Undang-Undang Dasar Indonesia
UUD Indonesia dengan sengaja dibuat singkat dan soepel agar tidak lekas uasng. Tidak diketahui apakah hal itu memang hanya disebabkan karena kearifan para penyusunnya untuk memperhitungkan dinamika perkembangan masyarakat kita.
Tidak tertutup kemungkinan bahwa para penyusun tidak mempunya waktu cukup untuk memikirka suatu UUD sampai ke pasal-pasal kecilnya. Malahan, jika membaca aturan tambahan dari UUD yang menentukan bahwa enam bulan sesudah berakhirnya peperangan Asia Timur Raya, Majelis Permusyawaratan Rakyat harus dibentuk dan enam bulan sesduah dibentuk harus bersidang untuk menetapkan UUD, dapat ditarik kesimpulan bahwa para penyusun UUD memperhitungkan bahwa UUD 1945 tidak akan berlaku lama.
Meskipun demikian, rumusan UUD 1945 cukup memberi kerangka kontitusional untuk dipakai dalam menghadapi masa depan. Perumusannya juga tidak mengekang generasi-generasi baru untuk berkembang sesuai dengan tuntutan zamannya, sehingga dengan segala kelemahan yang melekat pada dapat diterima oleh semua golongan masyarakat untuk kurun waktu yang cukup lama sebelum kemudian diamandemen.
Undang-Undang Dasar yang Fleksibel dan yang Kaku
UUD juga diklasifikasikan menurut sifat fleksibel dan kaku. Dasar dari perbedaan ini menurut beberapa sarjana seperti C>F Strong dan Rod Haque dalam bukunya ialah apakah prosedur untuk mengubah UUD sama dengan prosedur yang sama dengan prosedur membuat undang-undang disebut fleksibel, seperti Inggris, Selandia Baru, dan kerajaan Itali sebelum Perang Dunia II. UUD yang hanya dapat diubah dengan prosedur yang berbeda dengan prosedur membuat undang-undang, disebut kaku.
Soal fleksibel atau tidak adalah penting. Jika terlalu kaku, maka hal ini dapat mengakibatkan tmbulnya tindakan-tindakan yang melanggar UUD, sedangkan jika terlalu fleksibel maka UUD dianggap kurang berwibawa dan dapat disalahgunakan.
Undang-Undang Dasar yang Fleksibel
Gagasan mengenai UUD yang fleksibel berdasarkan konsep supremasi parlemen. Parlemen dianggap sebagai satu-satunya lembaga yang mengubah atau membatalkan undang-undang yang pernah dibuat oleh badan itu.
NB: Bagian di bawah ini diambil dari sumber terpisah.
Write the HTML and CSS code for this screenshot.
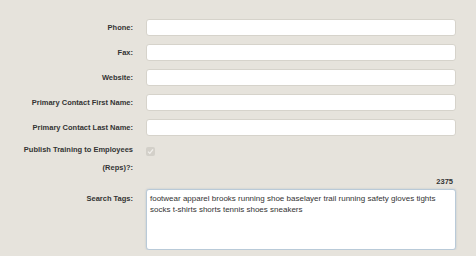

Mahkamah Agung tidak mempunyai wewenang untuk menyatakan suatu undang-undang bertentangan dengan UUD. Malahan parlemen dapat menyatakan bahwa sesuatu tafsiran Parlemen sendiri.
Undang-Undang Dasar yang Kaku
Jika kita mengadakan perbedaan berdasarkan perumusan tersebut dia atas maka ternyata bahwa jauh lebih banyak UUD bersifat kaku daripada undang dasar yang fleksibel. Kebanyakan UUD menentukan perlunya partisipasi dari beberapa badan lain di samping Parlemen untuk mengambil keputusan semacam ini.
UUD yang kaku biasanya hasil kerja dari suatu konstituante yang dianggap lebih tinggi kekuasaannya daripada parlemen karena memiliki kekuasaan membuat UUD. Oleh karena biasanya konstituante dibubarkan pada saat tugasnya selesai, maka dirasa perlu untuk memberi pedoman bagi generasimendatang mengenai prosedur mengubah UUD yang baru disusun itu. Malahan adakalanya dicantumkan ketentuan bahwa ada beberapa hal yang tidak boleh diubah.